Cette semaine sera l’occasion pour les rennais de découvrir la coopération décentralisée menée dans leur ville. De moindre envergure que les financements par les IFI, ce genre de coopération a le mérite d’offrir un appui et un encadrement plus personnalisé aux projets de développement, renforçant les liens tissés entre les collectivités locales. Afin de réfléchir sur les enjeux du développement mis en image par l’association Magnum Photo pour l’exposition du 14 au 19 juin, une table ronde est organisée aujourd’hui mardi 14 juin de 17h30 à 19h au centre d’information sur l’urbanisme, 17 rue le Bastard. Cette rencontre tentera d’aborder un autre volet de la coopération internationale pour le développement, à savoir l’engagement dans des associations de solidarité internationale. L‘occasion de débattre sur leur rôle réel dans les pays « du Sud », leur mode de fonctionnement, le contact avec le terrain, et plus largement sur les formes d’engagement de chacun.

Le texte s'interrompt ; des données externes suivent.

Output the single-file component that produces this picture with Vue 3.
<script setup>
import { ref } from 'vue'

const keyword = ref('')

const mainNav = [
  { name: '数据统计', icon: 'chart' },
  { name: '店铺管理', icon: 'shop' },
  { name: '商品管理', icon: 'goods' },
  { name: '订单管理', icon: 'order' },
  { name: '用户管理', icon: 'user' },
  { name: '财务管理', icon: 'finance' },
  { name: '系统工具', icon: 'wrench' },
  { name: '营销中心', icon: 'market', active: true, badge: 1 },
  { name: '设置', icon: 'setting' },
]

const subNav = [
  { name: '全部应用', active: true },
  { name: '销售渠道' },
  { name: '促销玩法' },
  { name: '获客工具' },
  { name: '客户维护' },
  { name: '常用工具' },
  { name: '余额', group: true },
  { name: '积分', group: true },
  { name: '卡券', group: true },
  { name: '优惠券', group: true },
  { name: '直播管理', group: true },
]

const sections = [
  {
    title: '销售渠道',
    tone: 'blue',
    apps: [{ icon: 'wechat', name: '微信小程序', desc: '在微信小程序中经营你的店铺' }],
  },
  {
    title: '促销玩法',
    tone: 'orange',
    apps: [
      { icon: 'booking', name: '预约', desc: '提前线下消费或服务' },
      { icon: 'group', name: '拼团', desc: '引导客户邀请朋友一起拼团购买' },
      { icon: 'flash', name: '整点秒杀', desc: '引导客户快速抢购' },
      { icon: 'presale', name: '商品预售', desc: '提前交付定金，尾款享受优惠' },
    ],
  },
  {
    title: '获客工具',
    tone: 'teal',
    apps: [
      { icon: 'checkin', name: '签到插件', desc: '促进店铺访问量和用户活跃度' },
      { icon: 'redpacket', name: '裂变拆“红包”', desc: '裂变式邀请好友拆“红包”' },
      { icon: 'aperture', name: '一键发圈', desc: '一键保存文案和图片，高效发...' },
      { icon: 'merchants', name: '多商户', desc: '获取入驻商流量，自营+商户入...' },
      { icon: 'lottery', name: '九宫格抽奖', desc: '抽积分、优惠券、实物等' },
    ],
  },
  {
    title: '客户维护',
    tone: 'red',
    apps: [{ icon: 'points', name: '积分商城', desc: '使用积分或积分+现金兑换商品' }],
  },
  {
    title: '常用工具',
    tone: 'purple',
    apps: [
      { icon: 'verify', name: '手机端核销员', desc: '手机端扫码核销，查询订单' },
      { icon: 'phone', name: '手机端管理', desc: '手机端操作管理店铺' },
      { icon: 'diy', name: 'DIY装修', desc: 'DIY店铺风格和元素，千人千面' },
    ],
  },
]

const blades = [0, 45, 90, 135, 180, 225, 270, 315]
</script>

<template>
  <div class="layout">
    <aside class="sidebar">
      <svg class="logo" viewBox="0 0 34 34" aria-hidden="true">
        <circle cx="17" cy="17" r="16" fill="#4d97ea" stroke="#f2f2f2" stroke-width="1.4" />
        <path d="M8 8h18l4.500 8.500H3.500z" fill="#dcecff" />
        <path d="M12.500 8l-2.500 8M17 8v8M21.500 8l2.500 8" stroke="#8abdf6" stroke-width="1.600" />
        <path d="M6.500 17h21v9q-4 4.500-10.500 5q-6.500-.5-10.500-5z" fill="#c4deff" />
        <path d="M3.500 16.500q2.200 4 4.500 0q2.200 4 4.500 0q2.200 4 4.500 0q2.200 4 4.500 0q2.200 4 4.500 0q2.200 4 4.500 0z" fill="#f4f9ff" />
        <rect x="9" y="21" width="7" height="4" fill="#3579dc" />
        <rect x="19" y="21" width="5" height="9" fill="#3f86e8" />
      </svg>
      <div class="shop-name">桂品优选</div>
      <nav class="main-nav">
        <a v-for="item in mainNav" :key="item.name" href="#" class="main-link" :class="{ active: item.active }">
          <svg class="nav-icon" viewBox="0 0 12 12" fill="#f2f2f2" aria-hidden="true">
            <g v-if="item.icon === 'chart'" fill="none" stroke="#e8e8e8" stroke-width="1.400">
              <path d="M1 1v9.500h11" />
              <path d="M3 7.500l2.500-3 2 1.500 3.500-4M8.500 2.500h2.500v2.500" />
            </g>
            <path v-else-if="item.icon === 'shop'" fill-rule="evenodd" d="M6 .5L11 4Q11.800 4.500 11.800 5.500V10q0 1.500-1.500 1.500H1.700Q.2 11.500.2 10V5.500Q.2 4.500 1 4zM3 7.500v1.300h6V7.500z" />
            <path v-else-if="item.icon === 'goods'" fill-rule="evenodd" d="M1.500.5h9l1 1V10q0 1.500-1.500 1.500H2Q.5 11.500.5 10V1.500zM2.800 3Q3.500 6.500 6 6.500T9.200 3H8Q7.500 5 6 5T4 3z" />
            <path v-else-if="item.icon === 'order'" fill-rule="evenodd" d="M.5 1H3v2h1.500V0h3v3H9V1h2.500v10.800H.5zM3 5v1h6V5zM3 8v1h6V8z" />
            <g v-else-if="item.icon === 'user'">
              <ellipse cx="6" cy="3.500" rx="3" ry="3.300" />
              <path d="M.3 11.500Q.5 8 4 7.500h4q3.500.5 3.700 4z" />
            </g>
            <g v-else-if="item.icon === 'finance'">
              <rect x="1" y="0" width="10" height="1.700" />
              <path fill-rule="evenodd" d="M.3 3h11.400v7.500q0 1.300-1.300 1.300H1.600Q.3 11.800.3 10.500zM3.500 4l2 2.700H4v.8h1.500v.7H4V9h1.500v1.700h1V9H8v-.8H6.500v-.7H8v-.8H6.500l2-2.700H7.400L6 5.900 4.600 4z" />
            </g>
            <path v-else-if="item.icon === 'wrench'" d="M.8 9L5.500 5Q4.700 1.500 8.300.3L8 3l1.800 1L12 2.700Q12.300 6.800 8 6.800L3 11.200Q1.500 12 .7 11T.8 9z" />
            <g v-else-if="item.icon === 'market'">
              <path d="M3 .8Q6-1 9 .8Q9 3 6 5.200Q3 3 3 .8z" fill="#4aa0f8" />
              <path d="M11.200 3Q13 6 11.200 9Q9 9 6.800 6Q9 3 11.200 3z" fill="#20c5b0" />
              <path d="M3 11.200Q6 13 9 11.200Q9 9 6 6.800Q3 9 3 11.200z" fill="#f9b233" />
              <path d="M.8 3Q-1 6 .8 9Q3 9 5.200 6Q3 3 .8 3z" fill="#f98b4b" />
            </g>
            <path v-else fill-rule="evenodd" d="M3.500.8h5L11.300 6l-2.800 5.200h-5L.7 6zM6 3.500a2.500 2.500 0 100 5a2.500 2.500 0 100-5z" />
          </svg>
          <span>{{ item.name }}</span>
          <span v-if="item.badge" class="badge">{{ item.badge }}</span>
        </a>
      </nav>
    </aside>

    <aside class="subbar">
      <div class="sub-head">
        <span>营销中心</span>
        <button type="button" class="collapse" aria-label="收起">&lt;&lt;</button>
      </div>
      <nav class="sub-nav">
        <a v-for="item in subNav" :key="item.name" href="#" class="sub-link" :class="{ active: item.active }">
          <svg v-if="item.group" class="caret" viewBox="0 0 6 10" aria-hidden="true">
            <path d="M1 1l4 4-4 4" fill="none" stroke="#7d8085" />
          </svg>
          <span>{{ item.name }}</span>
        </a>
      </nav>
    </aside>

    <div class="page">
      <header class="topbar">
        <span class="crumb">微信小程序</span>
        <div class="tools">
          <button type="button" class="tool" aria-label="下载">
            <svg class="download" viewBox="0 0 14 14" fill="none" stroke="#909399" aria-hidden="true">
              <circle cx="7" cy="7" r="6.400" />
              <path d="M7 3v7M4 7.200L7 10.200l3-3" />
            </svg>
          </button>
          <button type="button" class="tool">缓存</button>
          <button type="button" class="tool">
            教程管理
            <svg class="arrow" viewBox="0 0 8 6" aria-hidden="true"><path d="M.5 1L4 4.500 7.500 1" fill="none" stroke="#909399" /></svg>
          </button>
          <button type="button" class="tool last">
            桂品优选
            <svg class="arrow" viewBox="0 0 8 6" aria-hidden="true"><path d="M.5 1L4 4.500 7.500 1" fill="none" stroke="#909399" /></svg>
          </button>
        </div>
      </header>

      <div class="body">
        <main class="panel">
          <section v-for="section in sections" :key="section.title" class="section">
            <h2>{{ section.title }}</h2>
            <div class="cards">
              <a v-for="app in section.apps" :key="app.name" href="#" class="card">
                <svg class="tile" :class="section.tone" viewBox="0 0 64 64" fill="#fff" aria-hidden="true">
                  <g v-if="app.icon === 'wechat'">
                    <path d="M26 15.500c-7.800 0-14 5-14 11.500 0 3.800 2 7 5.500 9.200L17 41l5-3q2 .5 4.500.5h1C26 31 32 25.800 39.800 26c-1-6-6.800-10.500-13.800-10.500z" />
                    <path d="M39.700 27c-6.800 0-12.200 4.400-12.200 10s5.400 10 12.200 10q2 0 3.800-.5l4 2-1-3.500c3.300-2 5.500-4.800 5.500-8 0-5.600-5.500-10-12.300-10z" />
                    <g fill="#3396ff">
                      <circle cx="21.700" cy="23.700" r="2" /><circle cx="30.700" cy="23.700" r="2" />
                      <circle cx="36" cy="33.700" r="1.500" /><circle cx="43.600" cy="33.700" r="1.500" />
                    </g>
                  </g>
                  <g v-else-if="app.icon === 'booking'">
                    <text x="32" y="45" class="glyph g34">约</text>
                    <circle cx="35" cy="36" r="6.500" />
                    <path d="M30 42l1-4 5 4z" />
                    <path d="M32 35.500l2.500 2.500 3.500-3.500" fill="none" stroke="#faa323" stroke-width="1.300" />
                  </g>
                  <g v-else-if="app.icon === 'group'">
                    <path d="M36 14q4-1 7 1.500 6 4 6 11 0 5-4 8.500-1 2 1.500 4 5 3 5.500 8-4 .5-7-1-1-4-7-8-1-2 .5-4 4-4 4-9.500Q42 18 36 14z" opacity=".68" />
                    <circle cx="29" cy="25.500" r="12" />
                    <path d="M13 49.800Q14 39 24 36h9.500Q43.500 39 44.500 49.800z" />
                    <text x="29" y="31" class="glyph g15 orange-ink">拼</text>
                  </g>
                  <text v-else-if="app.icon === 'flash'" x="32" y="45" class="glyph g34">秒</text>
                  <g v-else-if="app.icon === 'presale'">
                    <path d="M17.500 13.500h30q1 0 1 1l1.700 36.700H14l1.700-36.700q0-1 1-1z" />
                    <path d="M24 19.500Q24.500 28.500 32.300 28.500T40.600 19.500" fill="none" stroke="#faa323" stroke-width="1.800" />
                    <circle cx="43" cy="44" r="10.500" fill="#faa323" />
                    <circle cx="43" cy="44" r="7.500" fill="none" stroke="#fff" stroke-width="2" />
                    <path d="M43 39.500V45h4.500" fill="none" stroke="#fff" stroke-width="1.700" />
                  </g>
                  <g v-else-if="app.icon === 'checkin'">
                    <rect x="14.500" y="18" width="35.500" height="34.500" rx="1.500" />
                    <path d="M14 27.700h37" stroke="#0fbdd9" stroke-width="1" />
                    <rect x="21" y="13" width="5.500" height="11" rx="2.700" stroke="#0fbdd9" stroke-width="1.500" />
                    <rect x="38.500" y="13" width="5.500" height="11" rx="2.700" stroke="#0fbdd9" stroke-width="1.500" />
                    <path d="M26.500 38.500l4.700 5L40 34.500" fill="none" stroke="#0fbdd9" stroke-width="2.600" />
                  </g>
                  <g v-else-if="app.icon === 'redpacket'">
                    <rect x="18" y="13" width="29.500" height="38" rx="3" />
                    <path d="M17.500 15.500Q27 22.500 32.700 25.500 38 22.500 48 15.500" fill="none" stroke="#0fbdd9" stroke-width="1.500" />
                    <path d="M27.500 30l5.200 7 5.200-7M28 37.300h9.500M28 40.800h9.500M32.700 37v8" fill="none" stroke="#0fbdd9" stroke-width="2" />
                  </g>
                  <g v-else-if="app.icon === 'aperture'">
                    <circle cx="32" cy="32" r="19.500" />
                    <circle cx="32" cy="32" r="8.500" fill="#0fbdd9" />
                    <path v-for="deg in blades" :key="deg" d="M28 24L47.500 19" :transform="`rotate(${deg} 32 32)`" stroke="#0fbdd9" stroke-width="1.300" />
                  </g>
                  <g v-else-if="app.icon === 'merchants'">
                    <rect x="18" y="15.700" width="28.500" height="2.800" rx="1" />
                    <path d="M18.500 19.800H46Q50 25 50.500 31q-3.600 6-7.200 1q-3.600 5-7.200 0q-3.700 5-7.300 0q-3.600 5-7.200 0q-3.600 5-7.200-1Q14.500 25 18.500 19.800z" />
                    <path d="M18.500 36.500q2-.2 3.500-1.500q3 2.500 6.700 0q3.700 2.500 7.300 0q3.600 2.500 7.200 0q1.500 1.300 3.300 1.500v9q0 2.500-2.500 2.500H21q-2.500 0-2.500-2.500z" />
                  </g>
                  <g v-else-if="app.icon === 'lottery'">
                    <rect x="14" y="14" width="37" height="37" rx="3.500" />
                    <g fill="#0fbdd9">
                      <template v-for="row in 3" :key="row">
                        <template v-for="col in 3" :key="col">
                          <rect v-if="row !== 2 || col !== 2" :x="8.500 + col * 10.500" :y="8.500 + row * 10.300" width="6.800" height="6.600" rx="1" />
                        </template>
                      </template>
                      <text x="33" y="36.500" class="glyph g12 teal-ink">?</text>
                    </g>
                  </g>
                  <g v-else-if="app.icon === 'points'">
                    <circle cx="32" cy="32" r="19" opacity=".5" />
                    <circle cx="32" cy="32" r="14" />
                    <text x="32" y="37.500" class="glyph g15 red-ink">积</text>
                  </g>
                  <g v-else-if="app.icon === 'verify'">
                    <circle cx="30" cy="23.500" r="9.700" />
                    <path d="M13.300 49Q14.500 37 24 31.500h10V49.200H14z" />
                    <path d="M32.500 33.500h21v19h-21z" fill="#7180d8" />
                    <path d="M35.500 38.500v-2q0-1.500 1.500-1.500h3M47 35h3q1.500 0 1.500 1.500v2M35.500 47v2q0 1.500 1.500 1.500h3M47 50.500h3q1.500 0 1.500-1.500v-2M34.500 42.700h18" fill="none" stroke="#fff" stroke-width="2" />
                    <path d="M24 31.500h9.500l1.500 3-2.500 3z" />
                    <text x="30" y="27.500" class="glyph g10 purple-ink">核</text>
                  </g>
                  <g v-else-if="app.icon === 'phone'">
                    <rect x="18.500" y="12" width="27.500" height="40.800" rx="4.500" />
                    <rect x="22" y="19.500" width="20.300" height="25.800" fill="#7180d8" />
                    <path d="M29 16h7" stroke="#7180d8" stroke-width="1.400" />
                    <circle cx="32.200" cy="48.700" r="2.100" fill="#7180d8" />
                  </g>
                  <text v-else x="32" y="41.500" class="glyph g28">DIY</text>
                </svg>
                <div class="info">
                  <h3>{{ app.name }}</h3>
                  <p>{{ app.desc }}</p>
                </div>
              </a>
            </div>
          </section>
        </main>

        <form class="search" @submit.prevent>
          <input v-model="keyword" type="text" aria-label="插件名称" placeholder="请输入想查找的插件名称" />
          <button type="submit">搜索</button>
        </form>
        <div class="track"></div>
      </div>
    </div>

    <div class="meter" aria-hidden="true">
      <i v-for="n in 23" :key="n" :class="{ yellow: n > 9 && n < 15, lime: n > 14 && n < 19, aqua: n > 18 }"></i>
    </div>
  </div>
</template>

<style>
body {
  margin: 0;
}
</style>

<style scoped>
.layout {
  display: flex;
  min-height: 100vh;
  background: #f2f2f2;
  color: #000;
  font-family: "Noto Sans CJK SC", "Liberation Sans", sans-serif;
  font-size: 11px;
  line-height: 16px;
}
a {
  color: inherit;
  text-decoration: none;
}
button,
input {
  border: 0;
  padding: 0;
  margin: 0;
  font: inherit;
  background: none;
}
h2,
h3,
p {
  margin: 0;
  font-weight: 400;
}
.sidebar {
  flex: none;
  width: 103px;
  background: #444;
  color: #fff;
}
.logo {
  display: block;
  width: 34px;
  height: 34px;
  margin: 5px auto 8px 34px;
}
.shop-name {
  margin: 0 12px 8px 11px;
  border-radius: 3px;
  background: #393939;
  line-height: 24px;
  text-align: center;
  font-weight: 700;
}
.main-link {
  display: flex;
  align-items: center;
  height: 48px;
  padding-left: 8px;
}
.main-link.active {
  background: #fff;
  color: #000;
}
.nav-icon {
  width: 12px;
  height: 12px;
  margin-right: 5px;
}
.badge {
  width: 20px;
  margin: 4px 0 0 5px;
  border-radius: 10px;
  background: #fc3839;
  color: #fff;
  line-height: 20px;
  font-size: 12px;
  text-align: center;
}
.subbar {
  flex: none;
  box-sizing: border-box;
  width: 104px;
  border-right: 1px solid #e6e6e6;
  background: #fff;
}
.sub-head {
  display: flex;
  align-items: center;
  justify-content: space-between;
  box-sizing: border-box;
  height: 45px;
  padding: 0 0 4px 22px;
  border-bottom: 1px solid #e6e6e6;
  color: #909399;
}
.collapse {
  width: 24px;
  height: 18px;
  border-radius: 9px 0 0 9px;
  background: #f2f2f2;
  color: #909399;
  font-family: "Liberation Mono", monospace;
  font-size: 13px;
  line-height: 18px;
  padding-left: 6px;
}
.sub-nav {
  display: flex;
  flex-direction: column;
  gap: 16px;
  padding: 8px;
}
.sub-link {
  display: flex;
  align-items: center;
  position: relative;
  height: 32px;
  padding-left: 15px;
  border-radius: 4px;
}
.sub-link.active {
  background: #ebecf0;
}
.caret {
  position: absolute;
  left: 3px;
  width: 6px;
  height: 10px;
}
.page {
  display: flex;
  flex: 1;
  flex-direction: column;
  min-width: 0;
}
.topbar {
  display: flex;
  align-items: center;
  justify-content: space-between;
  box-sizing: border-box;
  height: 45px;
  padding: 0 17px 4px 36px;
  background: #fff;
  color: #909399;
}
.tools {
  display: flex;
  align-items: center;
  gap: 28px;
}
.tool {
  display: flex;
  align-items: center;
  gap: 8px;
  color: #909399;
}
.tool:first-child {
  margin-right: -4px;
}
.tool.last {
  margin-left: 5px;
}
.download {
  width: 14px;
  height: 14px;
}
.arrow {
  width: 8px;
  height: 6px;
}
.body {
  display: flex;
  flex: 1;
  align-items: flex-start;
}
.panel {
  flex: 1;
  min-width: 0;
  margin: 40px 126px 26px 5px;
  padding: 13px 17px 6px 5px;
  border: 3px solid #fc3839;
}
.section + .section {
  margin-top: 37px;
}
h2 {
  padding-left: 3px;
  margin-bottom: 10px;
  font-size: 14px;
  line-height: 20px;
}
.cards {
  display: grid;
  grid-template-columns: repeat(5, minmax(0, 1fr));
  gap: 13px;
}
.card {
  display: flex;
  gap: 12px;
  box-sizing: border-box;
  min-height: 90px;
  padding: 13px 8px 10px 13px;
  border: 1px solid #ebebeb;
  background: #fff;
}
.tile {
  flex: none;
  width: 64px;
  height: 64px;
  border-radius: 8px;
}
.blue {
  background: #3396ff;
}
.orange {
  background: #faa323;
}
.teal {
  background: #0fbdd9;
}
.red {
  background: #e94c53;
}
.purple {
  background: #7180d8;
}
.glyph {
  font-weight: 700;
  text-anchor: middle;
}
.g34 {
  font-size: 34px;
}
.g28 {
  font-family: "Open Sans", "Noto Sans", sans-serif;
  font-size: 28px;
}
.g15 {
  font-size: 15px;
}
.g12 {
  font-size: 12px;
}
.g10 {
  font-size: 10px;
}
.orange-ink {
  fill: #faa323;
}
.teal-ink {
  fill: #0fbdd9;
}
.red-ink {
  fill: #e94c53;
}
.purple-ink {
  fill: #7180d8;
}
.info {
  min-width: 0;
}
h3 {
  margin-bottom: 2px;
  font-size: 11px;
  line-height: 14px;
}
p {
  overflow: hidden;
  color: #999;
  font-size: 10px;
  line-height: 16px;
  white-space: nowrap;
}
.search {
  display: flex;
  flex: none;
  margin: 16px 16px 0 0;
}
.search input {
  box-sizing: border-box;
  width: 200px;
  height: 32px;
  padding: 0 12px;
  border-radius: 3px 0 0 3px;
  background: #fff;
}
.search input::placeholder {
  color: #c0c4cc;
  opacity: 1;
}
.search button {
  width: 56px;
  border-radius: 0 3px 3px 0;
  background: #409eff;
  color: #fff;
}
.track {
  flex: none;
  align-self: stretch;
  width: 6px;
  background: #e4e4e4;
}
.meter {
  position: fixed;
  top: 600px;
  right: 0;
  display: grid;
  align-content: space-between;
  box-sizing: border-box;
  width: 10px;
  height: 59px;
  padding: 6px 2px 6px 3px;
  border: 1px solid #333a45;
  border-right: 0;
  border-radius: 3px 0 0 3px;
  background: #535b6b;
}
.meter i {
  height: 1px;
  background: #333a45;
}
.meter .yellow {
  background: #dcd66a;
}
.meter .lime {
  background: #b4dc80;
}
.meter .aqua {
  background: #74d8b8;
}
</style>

3 commentaires sur “Objectif développement : quels regards sur le Sud?

  1. Alexis

    Très bon article, montrant la réalité de l’aide au développement au-delà des beaux discours. Les projets répondent plus souvent aux objectifs des agences de développement qu’aux besoins et aux demandes des populations et des collectivités locales. Souvent, beaucoup d’argent est gaspillé pour pas grand-chose, alors que tous pleins de petits projets locaux qui ne payent pas de mine manquent cruellement de fonds, alors qu’ils font bien plus avancer les choses avec peu de moyens.

  2. abittan

    Bonjour et merci pour le relais des événements organisés à Rennes en ce moment !
    Pour rappel, l’AFD travaille avec les collectivités locales comme Rennes et soutient également leurs projets de développement. La ville de Rennes est d’ailleurs invitée cette semaine sur le blog Objectif Développement et sur son compte Twitter.
    Par ailleurs, le but de l’exposition est de montrer les bénéfices concrets que tirent les populations des projets que finance l’agence. L’agence Magnum, connue pour son engagement et pour la qualité de son travail documentaire, a participé avec enthousiasme à ce projet et a suivi les bénéficiaires sur le terrain : populations, petites et moyennes entreprises et partenaires accompagnés pour des avancées concrètes sur les défis vitaux du développement… Le métrocable de Medelin, le suivi des grossesses en Mauritanie et la riziculture irriguée en Guinée n’en sont que quelques exemples.
    Vous pouvez en découvrir d’autres sur le site dédié à l’exposition : http://www.objectif-developpement.fr/index.php
    Pour répondre plus précisément à votre article, c’est justement toute la difficulté et le travail de l’AFD qui consiste à conjuguer bien-être des populations et viabilité des projets…

  3. Muri

    Merci pour ces informations!
    Et oui, c’est là toute la difficulté de l’AFD. Ce n’est pas tellement la bonne volonté de l’AFD que je remets en cause, mais plutôt le fonctionnement de l’aide au développement. Après, je pense qu’il ne faut pas nier que l’AFD est une banque, je ne dis pas que les personnes qui y travaillent sont dénuées d’éthique, pour en avoir rencontré plusieurs au contraire leurs motivations sont louables. Mais c’est important de connaitre la nature de l’AFD pour comprendre aussi son fonctionnement. Par contre, une critique sur le suivi des projets de développement. Je vous invite à y répondre.
    Cette opinion plus générale sur l’aide au développement des grosses IFI n’engage que moi, mais les faits sont là : les projets sont lents, les populations ne sont pas systématiquement intégrées (malgré les bonnes paroles), l’argent fond littéralement dans des consultations au tarif exorbitant, et j’en passe. Pour bien fonctionner, à mon humble avis, les projets de développement doivent se dérouler dans un contexte « parfait » : bonne communication entre institutions, transparence, intérêt de la population, contexte politique et économique stable… Mais ce n’est JAMAIS le cas. Alors oui les institutions se protègent du risque pays et tout le blabla, très bien. Mais au lieu de dire « on essaye de faire en sorte que ça colle », faudrait peut être explorer d’autres voies. Ces projets concernent des vraies personnes, qui sont confrontées à des vrais problèmes (comme dans le cas de ce projet au Costa Rica avec les inondations et la criminalité). Je voulais juste illustrer avec un projet mais sans non plus faire de généralité. En tous les cas pour celui-ci, les populations voient défiler des consultants, des « chargés de projet et autres développeurs », sans voir un seul résultat. Ils ont l’impression d’être pris pour des cons, et des fois je me demande si ils ont pas raison.